Can prices be sticky if they change all the time?

Emi Nakamura and Jon Steinsson ask exactly that question:

Figure 2 plots a typical price series for a grocery product in the United States. This figure illustrates a central issue in thinking about price rigidity for consumer prices: Does this product have an essentially flexible price, or is its price highly rigid? On the one hand, the posted price for this product changes quite frequently. There are 117 changes in the posted price in 365 weeks. The posted price thus changes on average more than once a month. On the other hand, there are only 9 regular price changes over a roughly 7 year period. Which of these summary measures of price rigidity is more informative?

Here is their new paper (pdf), which is an excellent survey of what we know about price (as opposed to wage) stickiness.

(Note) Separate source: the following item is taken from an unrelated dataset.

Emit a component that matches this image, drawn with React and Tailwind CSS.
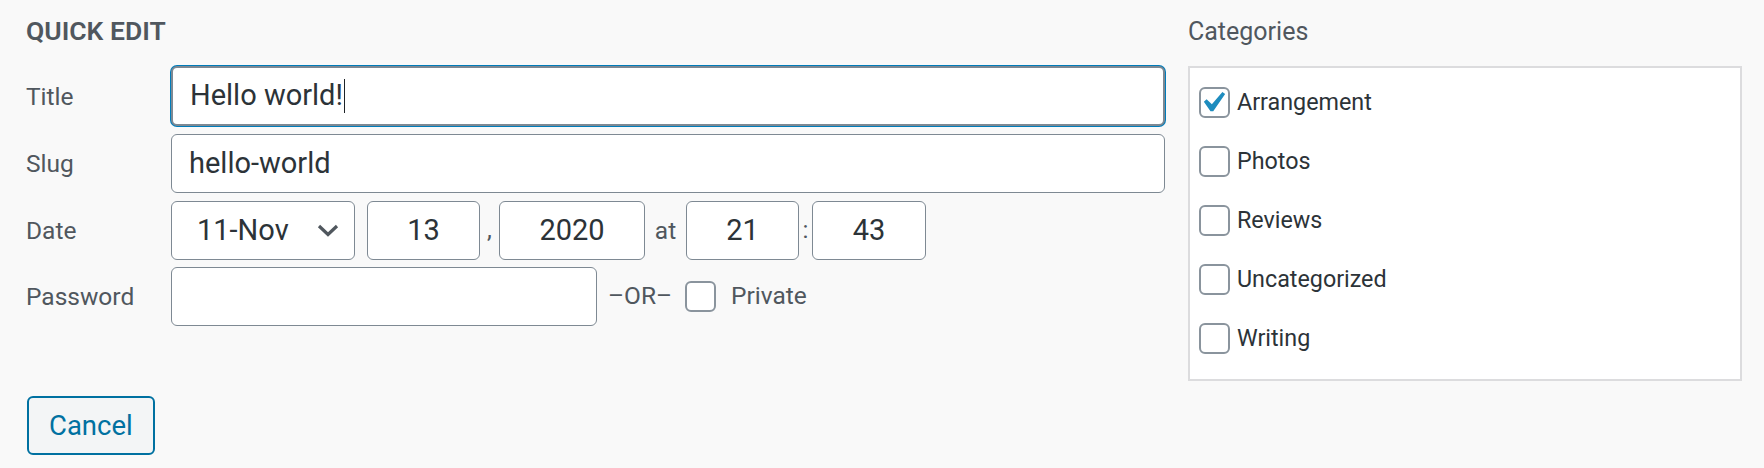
import React from "react";

const field =
  "flex h-[59px] items-center rounded-[6px] border border-[#7e8993] bg-white text-[29px] text-[#2c3338]";

function Row({ label, children, className = "" }) {
  return (
    <div className={`flex items-center ${className}`}>
      <span className="w-[145px] shrink-0 pt-[2px] text-[24.5px] text-[#50575e]">{label}</span>
      {children}
    </div>
  );
}

function Checkbox({ checked }) {
  return (
    <span className="relative inline-block h-[31px] w-[31px] shrink-0 rounded-[6px] border-2 border-[#8a949d] bg-white">
      {checked && (
        <svg
          viewBox="0 0 20 20"
          className="absolute left-[-9px] top-[-7px] h-[41px] w-[41px]"
        >
          <path
            d="M14.83 4.89l1.34.94-5.81 8.38H9.02L5.78 9.67l1.34-1.25 2.57 2.4z"
            fill="#1e8cbe"
          />
        </svg>
      )}
    </span>
  );
}

export default function App() {
  const categories = [
    { name: "Arrangement", checked: true },
    { name: "Photos" },
    { name: "Reviews" },
    { name: "Uncategorized" },
    { name: "Writing" },
  ];

  return (
    <div className="min-h-[468px] w-full bg-[#f9f9f9] font-['Roboto',sans-serif]">
      <div className="flex pl-[26px]">
        {/* left column */}
        <div className="w-[1139px]">
          <h2 className="flex h-[66px] items-center pb-[4px] text-[26.5px] font-semibold uppercase text-[#50575e]">
            Quick Edit
          </h2>

          <Row label="Title">
            <div className={`${field} h-[60px] flex-1 border-2 border-[#007cba] px-[17px] shadow-[0_0_0_1px_#007cba]`}>
              Hello world!
              <span className="ml-[1px] h-[34px] w-[1.5px] bg-[#1d2327]" />
            </div>
          </Row>

          <Row label="Slug" className="mt-[8px]">
            <div className={`${field} flex-1 px-[17px]`}>hello-world</div>
          </Row>

          <Row label="Date" className="mt-[8px]">
            <div className={`${field} w-[184px] justify-between pl-[25px] pr-[15px]`}>
              <span>11-Nov</span>
              <svg viewBox="0 0 22 13" className="h-[13px] w-[22px]">
                <polyline
                  points="2,2 11,10.5 20,2"
                  fill="none"
                  stroke="#50575e"
                  strokeWidth="3.2"
                />
              </svg>
            </div>
            <div className={`${field} ml-[12px] w-[113px] justify-center`}>13</div>
            <span className="w-[19px] text-center text-[24.5px] text-[#50575e]">,</span>
            <div className={`${field} w-[146px] justify-center`}>2020</div>
            <span className="w-[41px] pt-[2px] text-center text-[24.5px] text-[#50575e]">at</span>
            <div className={`${field} w-[113px] justify-center`}>21</div>
            <span className="w-[13px] text-center text-[24.5px] text-[#50575e]">:</span>
            <div className={`${field} w-[114px] justify-center`}>43</div>
          </Row>

          <Row label="Password" className="mt-[7px]">
            <div className={`${field} h-[58px] w-[426px]`} />
            <span className="ml-[11px] text-[24.5px] text-[#50575e]">–OR–</span>
            <span className="ml-[13px] flex items-center">
              <Checkbox />
            </span>
            <span className="ml-[15px] text-[24.5px] text-[#50575e]">Private</span>
          </Row>
        </div>

        {/* categories */}
        <div className="ml-[23px] w-[554px]">
          <div className="flex h-[66px] items-center pb-[2px] text-[25px] text-[#50575e]">
            Categories
          </div>
          <ul className="flex h-[315px] flex-col gap-[28px] border-2 border-[#dcdcde] bg-white pl-[9px] pt-[19px]">
            {categories.map((c) => (
              <li key={c.name} className="flex h-[31px] items-center gap-[7px] text-[23.3px] text-[#2c3338]">
                <Checkbox checked={c.checked} />
                {c.name}
              </li>
            ))}
          </ul>
        </div>
      </div>

      <div className="pl-[27px] pt-[15px]">
        <button className="h-[59px] rounded-[6px] border-2 border-[#0071a1] bg-[#f3f5f6] px-[20px] text-[27.5px] text-[#0071a1]">
          Cancel
        </button>
      </div>
    </div>
  );
}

You will note is that we know more about price stickiness in times of inflation rather than deflation, if only because we have more of the former.  Intuitively, one might expect greater flexibility of prices in the downward direction, for prices that is.  Why are bosses afraid to cut nominal wages?  It will disrupt worker morale and prompt shirking and sabotage.  Why might suppliers be reluctant to raise prices?  They might not wish to upset long-term relationships and expectations with customers.  But customers would love nominal price declines, or so it would seem.

Less-than-fully-flexible nominal prices may follow from sticky nominal wages, to be sure.  But absolutely sticky nominal prices?  The supplier still can cut price by a bit.  By construction of the problem, these are sectors which are not perfectly competitive and thus we are not at P = MC.  If demand goes down, and one of your main costs is sticky, you still can shade price a bit rather than say raising it.  Since “menu costs” appear refuted by the data, small price changes should not be so costly.

Yet, in reality, we don’t actually know much about what happens and why.